Pero hay otra razón. Es que la vejez, si puede representar la plenitud del alma, es ciertamente la decadencia del cuerpo.
Y como el hombre contemporáneo es materialista y tiene los ojos cerrados para todo lo que es del espíritu, claro está que la vejez le causar horror.
Gil, en su vejez y con su mirada profunda, con un porte y una seguridad fuerte, a pesar de su fisonomía envejecida, tiene una fuerza hercúlea y una voz que resuena así: “¡Fórmate en la Fe Católica y haz apostolado! Lleva la Luz de Cristo a un mundo en tinieblas anclado en el vicio, la corrupción y la maldad. Solo una santa y sana formación puede cambiar este mundo maldito y cada uno de nosotros podemos contribuir a salvar almas ¡Decídete! No basta con ir a la Santa Misa, hay que cumplir los 10 Mandamientos de la Ley de Dios, hay que forjarse en la santidad y ser Luz para otros.”
Porque en realidad es un hombre que ha sabido durante toda su vida crecer no sólo en experiencia, sino en penetración de espíritu, en sentido común, en fuerza de alma, en sabiduría, su mente ha adquirido en su vejez un esplendor y una nobleza que se transluce en su rostro y que es la verdadera fisonomía de sus últimos años.

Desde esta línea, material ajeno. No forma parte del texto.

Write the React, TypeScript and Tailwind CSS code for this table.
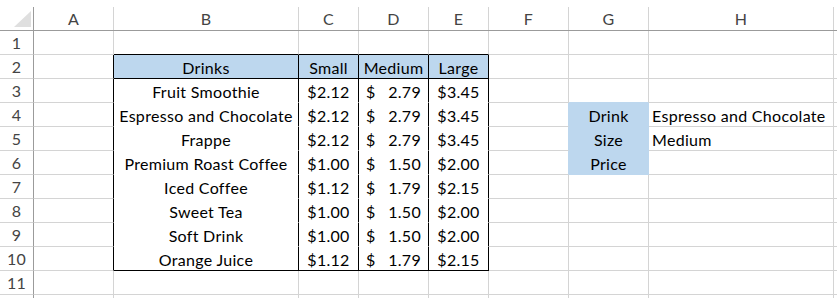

Su cuerpo, incluso, podrá sugerir el recuerdo de la muerte que se aproxima, pero su rostro nos deja contemplar esa armonía sensata de quien ha aceptado su vejez, y la compensación de su alma con brillos de inmortalidad.

Ejemplo memorable de lo que afirmamos es, como digo, Gil de la Pisa Antolín, cuya mirada, hoy, tiene la profundidad, el porte y la seguridad de una inteligencia rutilante de lucidez, modelo de una voluntad de hierro y la fisonomía hercúlea al que siguen un gran número de seguidores que le admiran por sus charlas y por la lucidez de sus escritos.
La juventud, sin duda, se le ha ido, y con ella la lozanía. Pero su alma ha crecido mientras el tiempo ha marcado implacablemente su cuerpo. Y su alma envejecida ha crecido, de tal forma, que es la columna sobre la cual reposa la luz de Dios calentando su corazón para que brille y dé calor a cuantos a él nos acercamos, incluso en el orden meramente natural, en su belleza de envejecer.
Tomemos su ejemplo como meta a seguir y no tengamos miedo a envejecer, ni a ser discriminados por esta sociedad materialista. Vivamos en plenitud aceptando, no con resignación sino con plena conciencia, que tenemos una vida plena y que a medida que envejecemos nos enriquecemos para beneficio de todos los seres queridos.
Por si sirve de iniciativa, recordemos que envejecer es como escalar una gran montaña: mientras se sube las fuerzas disminuyen, pero la mirada es más libre, la vista más amplia y serena.